A Journey into the Transcendentalists' New England

Date of Review:

07/21/2008

Published Work:

A Journey into the Transcendentalists' New England

Reviewer:

Get Lost Books

Source:

Getlostbooks.com

Review Excerpt:

This is an intriguing addition to the ever growing genre of literary guidebooks. It comes as part of a new series that includes Dorothy Parker’s New York and Steinbeck’s California. This particular volume is an exploration of the lives and geographies of the 19th century Transcendentalist movement. Different New England literary and cultural landmarks are highlighted in the context of the ideas and intellectual activity that occurred there. The chapter on the commune Brook Farm is particularly absorbing. This 19th century attempt at a ‘back to the land’ lifestyle fitted in with the Transcendentalists’ spiritual and somewhat mythic ideas of the human connection to the earth. The movement failed for many of the same reasons the hippy communes did: the inability of people to share the workload and truly co-operate with each other, and the difficult balance between the hard labor that farm work requires and the space needed to write and create.

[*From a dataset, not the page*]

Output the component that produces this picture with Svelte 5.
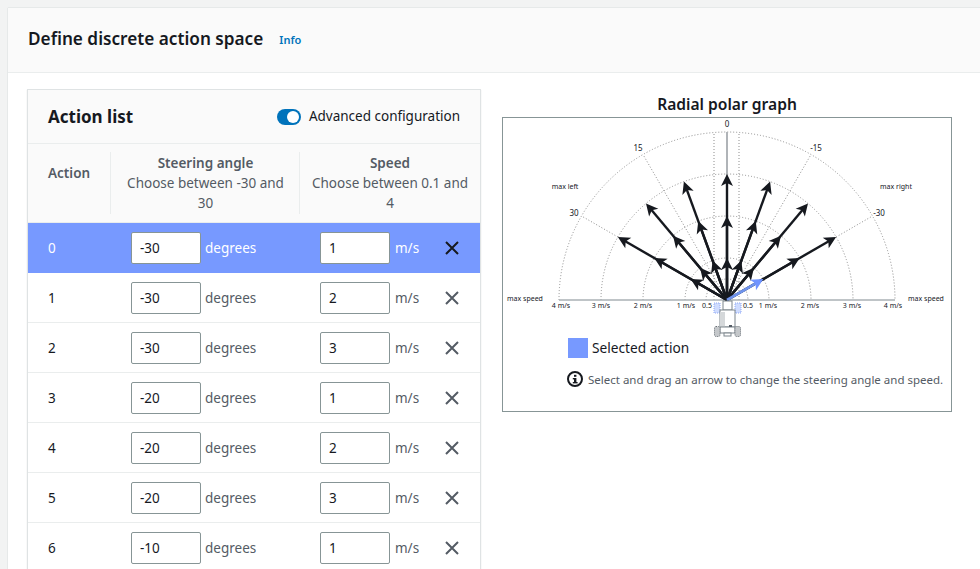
<script>
  const rows = [
    { id: 0, angle: -30, speed: 1 },
    { id: 1, angle: -30, speed: 2 },
    { id: 2, angle: -30, speed: 3 },
    { id: 3, angle: -20, speed: 1 },
    { id: 4, angle: -20, speed: 2 },
    { id: 5, angle: -20, speed: 3 },
    { id: 6, angle: -10, speed: 1 }
  ];

  // graph origin, page coordinates (the svg viewBox is offset to match)
  const cx = 727;
  const cy = 300;
  const unit = 42;

  function pt(deg, r) {
    const a = (deg * Math.PI) / 180;
    return [cx + r * Math.sin(a), cy - r * Math.cos(a)];
  }

  function arc(r) {
    return `M${cx - r} ${cy} A${r} ${r} 0 0 1 ${cx + r} ${cy}`;
  }

  function head(deg, r) {
    const [tx, ty] = pt(deg, r);
    const [bx, by] = pt(deg, r - 12);
    const a = (deg * Math.PI) / 180;
    const nx = Math.cos(a) * 6;
    const ny = Math.sin(a) * 6;
    const [mx, my] = pt(deg, r - 9);
    return `${tx},${ty} ${bx + nx},${by + ny} ${mx},${my} ${bx - nx},${by - ny}`;
  }

  const arrows = [];
  for (const deg of [-60, -40, -20, 0, 20, 40, 60]) {
    for (const s of [3, 2, 1]) {
      if (deg === 60 && s === 1) continue;
      arrows.push({ deg, r: s * unit });
    }
  }

  const spokes = [-60, -30, 30, 60].map((d) => pt(d, 168));
  const tickLabels = [
    ["4 m/s", 561], ["3 m/s", 601], ["2 m/s", 643], ["1 m/s", 686], ["0.5", 707],
    ["0.5", 748], ["1 m/s", 768], ["2 m/s", 810], ["3 m/s", 852], ["4 m/s", 893]
  ];
</script>

<div class="page">
  <section class="panel">
    <header class="panel-head">
      <h2>Define discrete action space</h2>
      <span class="info">Info</span>
    </header>
    <div class="panel-body">
      <div class="list">
        <div class="list-head">
          <h3>Action list</h3>
          <div class="toggle-wrap">
            <span class="toggle"><span class="knob"></span></span>
            <span class="toggle-label">Advanced configuration</span>
          </div>
        </div>
        <div class="row cols-head">
          <div class="th action-th"><b>Action</b></div>
          <div class="th"><div class="th-in"><b>Steering angle</b><span>Choose between -30 and 30</span></div></div>
          <div class="th last"><div class="th-in"><b>Speed</b><span>Choose between 0.1 and 4</span></div></div>
        </div>
        {#each rows as r}
          <div class="row item" class:selected={r.id === 0}>
            <div class="num">{r.id}</div>
            <div class="cell">
              <input type="text" readonly value={r.angle} />
              <span>degrees</span>
            </div>
            <div class="cell speed">
              <input type="text" readonly value={r.speed} />
              <span class="unit">m/s</span>
              <svg class="x" width="16" height="16" viewBox="0 0 16 16">
                <path d="M2 2 L14 14 M14 2 L2 14" fill="none" stroke="currentColor" stroke-width="2" />
              </svg>
            </div>
          </div>
        {/each}
      </div>

      <div class="graph">
        <h4>Radial polar graph</h4>
        <div class="graph-box">
          <svg class="chart" width="448" height="218" viewBox="503 118 448 218">
            <g fill="none" stroke="#8d8d8d" stroke-width="1" stroke-dasharray="1 2">
              {#each [168, 126, 84, 42, 21] as r}
                <path d={arc(r)} />
              {/each}
              {#each spokes as p}
                <line x1={cx} y1={cy} x2={p[0]} y2={p[1]} />
              {/each}
              <line x1="714" y1="134" x2="714" y2={cy} />
              <line x1="739" y1="134" x2="739" y2={cy} />
            </g>
            <line x1={cx} y1="132" x2={cx} y2={cy} stroke="#b0b4b8" stroke-width="2" />
            <line x1="559" y1={cy} x2="895" y2={cy} stroke="#aab0b4" stroke-width="1.5" />

            {#each arrows as a}
              {@const tip = pt(a.deg, a.r - 5)}
              <line x1={cx} y1={cy} x2={tip[0]} y2={tip[1]} stroke="#16191f" stroke-width="2.4" />
              <polygon points={head(a.deg, a.r)} fill="#16191f" />
            {/each}
            <line x1={cx} y1={cy} x2={pt(60, 38)[0]} y2={pt(60, 38)[1]} stroke="#6f93ec" stroke-width="2.6" />
            <polygon points={head(60, 42)} fill="#6f93ff" />

            <g class="veh">
              <rect x="714" y="303" width="6" height="10" fill="#cfdcff" stroke="#8ea8f5" stroke-dasharray="1 1" />
              <rect x="735" y="303" width="6" height="10" fill="#cfdcff" stroke="#8ea8f5" stroke-dasharray="1 1" />
              <rect x="723" y="301" width="9" height="9" fill="#fff" stroke="#7d858c" />
              <rect x="720" y="310" width="15" height="17" fill="#fff" stroke="#7d858c" />
              <rect x="720" y="312" width="5" height="15" fill="#d5d8da" />
              <rect x="720" y="327" width="15" height="6" fill="#fff" stroke="#7d858c" />
              <rect x="724" y="333" width="7" height="3" fill="#fff" stroke="#7d858c" />
              <rect x="714.5" y="326.5" width="5.5" height="10" rx="1.5" fill="#c4c7ca" stroke="#666d74" stroke-dasharray="1 1" />
              <rect x="735" y="326.5" width="5.5" height="10" rx="1.5" fill="#c4c7ca" stroke="#666d74" stroke-dasharray="1 1" />
              <rect x="729" y="325" width="3" height="2" fill="#545b64" />
            </g>

            <g class="lbl">
              <text x="727" y="127" text-anchor="middle">0</text>
              <text x="638" y="151" text-anchor="middle">15</text>
              <text x="816" y="151" text-anchor="middle">-15</text>
              <text x="574" y="216" text-anchor="middle">30</text>
              <text x="879" y="216" text-anchor="middle">-30</text>
            </g>
            <g class="lbl small">
              <text x="565" y="189" text-anchor="middle">max left</text>
              <text x="896" y="189" text-anchor="middle">max right</text>
              <text x="525" y="301" text-anchor="middle">max speed</text>
              <text x="926" y="301" text-anchor="middle">max speed</text>
              {#each tickLabels as t}
                <text x={t[1]} y="308" text-anchor="middle">{t[0]}</text>
              {/each}
            </g>
          </svg>
          <div class="legend">
            <span class="swatch"></span>
            <span>Selected action</span>
          </div>
          <div class="hint">
            <svg width="16" height="16" viewBox="0 0 16 16">
              <circle cx="8" cy="8" r="7" fill="none" stroke="#16191f" stroke-width="2" />
              <rect x="7" y="7" width="2.4" height="5" fill="#16191f" />
              <rect x="5.8" y="7" width="2" height="1.4" fill="#16191f" />
              <rect x="5.8" y="11" width="4.8" height="1.4" fill="#16191f" />
              <rect x="7" y="3.8" width="2.4" height="2" fill="#16191f" />
            </svg>
            <span>Select and drag an arrow to change the steering angle and speed.</span>
          </div>
        </div>
      </div>
    </div>
  </section>
</div>

<style>
  :global(body) {
    margin: 0;
    background: #f2f3f3;
    overflow: hidden;
  }

  .page {
    height: 569px;
    overflow: hidden;
    padding: 8px 0 0 8px;
    box-sizing: border-box;
    font-family: "Noto Sans", sans-serif;
    font-size: 14px;
    color: #16191f;
  }

  .panel {
    background: #fff;
    box-shadow: 0 0 1px #aab7b8;
    min-height: 600px;
  }

  .panel-head {
    height: 65px;
    box-sizing: border-box;
    background: #fafafa;
    border-bottom: 1px solid #eaeded;
    display: flex;
    align-items: center;
    padding: 0 20px 4px;
    gap: 16px;
  }

  h2 {
    margin: 0;
    font-size: 17.2px;
    font-weight: 600;
  }

  .info {
    font-size: 11px;
    font-weight: 600;
    color: #0073bb;
    padding-top: 3px;
  }

  .panel-body {
    display: flex;
    align-items: flex-start;
    padding: 16px 0 0 19px;
  }

  .list {
    width: 452px;
    border: 1px solid #dfe3e4;
    border-bottom: 0;
    box-shadow: 0 1px 1px rgba(0, 28, 36, 0.15);
    flex: none;
  }

  .list-head {
    height: 54px;
    box-sizing: border-box;
    background: #fafafa;
    border-bottom: 1px solid #eaeded;
    display: flex;
    align-items: center;
    justify-content: space-between;
    padding: 0 20px;
  }

  h3 {
    margin: 0;
    font-size: 17px;
    font-weight: 700;
  }

  .toggle-wrap {
    display: flex;
    align-items: center;
    gap: 8px;
    font-size: 13.5px;
    color: #16191f;
  }

  .toggle-label {
    margin-top: -2px;
  }

  .toggle {
    width: 24px;
    height: 16px;
    border-radius: 8px;
    background: #0073bb;
    display: flex;
    align-items: center;
    justify-content: flex-end;
    padding-right: 2px;
    box-sizing: border-box;
  }

  .knob {
    width: 12px;
    height: 12px;
    border-radius: 50%;
    background: #fff;
  }

  .row {
    display: grid;
    grid-template-columns: 83px 189px 180px;
  }

  .cols-head {
    height: 79px;
    box-sizing: border-box;
    background: #fafafa;
    border-bottom: 1px solid #eaeded;
    padding: 8px 0;
    color: #545b64;
    font-size: 13.5px;
    text-align: center;
    line-height: 20px;
  }

  .th {
    border-left: 1px solid #eaeded;
    padding: 1px 11px 0;
    margin-left: -1px;
    display: flex;
    flex-direction: column;
    justify-content: flex-start;
  }

  .th-in b,
  .th-in span {
    display: block;
  }

  .th b {
    font-weight: 600;
  }

  .action-th {
    border-left: 0;
    margin-left: 0;
    padding: 11px 0 0 20px;
    text-align: left;
  }

  .item {
    height: 50px;
    box-sizing: border-box;
    border-bottom: 1px solid #eaeded;
    align-items: center;
    font-size: 13.5px;
    background: #fff;
  }

  .item.selected {
    background: #7799ff;
    color: #fff;
    border-bottom-color: #7799ff;
  }

  .num {
    padding-left: 20px;
  }

  .cell {
    display: flex;
    align-items: center;
    gap: 4px;
    padding-left: 20px;
    color: #545b64;
  }

  .selected .cell {
    color: #fff;
  }

  .unit {
    margin-left: 1px;
  }

  .x {
    margin-left: auto;
    margin-right: 20px;
    color: #545b64;
  }

  .selected .x {
    color: #16191f;
  }

  input {
    width: 70px;
    height: 32px;
    box-sizing: border-box;
    border: 1px solid #879596;
    border-radius: 2px;
    background: #fff;
    padding: 0 8px;
    font: inherit;
    font-size: 13.5px;
    color: #16191f;
    outline: none;
  }

  .graph {
    margin-left: 21px;
    width: 450px;
    flex: none;
    margin-top: 5px;
  }

  h4 {
    margin: 0 0 3px;
    height: 20px;
    line-height: 20px;
    font-size: 15.6px;
    font-weight: 600;
    text-align: center;
    white-space: nowrap;
  }

  .graph-box {
    height: 295px;
    box-sizing: border-box;
    border: 1px solid #879596;
  }

  .chart {
    display: block;
    overflow: visible;
  }

  .lbl text {
    font-size: 8px;
    fill: #16191f;
  }

  .lbl.small text {
    font-size: 7px;
  }

  .legend {
    display: flex;
    align-items: center;
    gap: 4px;
    margin: 2px 0 0 65px;
    font-size: 13.7px;
    line-height: 20px;
  }

  .swatch {
    width: 20px;
    height: 20px;
    background: #7799ff;
  }

  .hint {
    display: flex;
    align-items: center;
    gap: 5px;
    margin: 13px 0 0 64px;
    font-size: 11.5px;
    color: #545b64;
    white-space: nowrap;
  }
</style>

It is incredibly inspiring reading about prior attempts at creating imagined or intellectual idylls and ‘actual’ egalitarian utopias, especially in the context of the current political climate. “There are new lands, new men, new thoughts. Let us demand our own works and laws and worship.” (Emerson). I imagine that traveling with this book would infuse the places mentioned within with meaning that you just wouldn’t get from reading a mere commemorative plaque.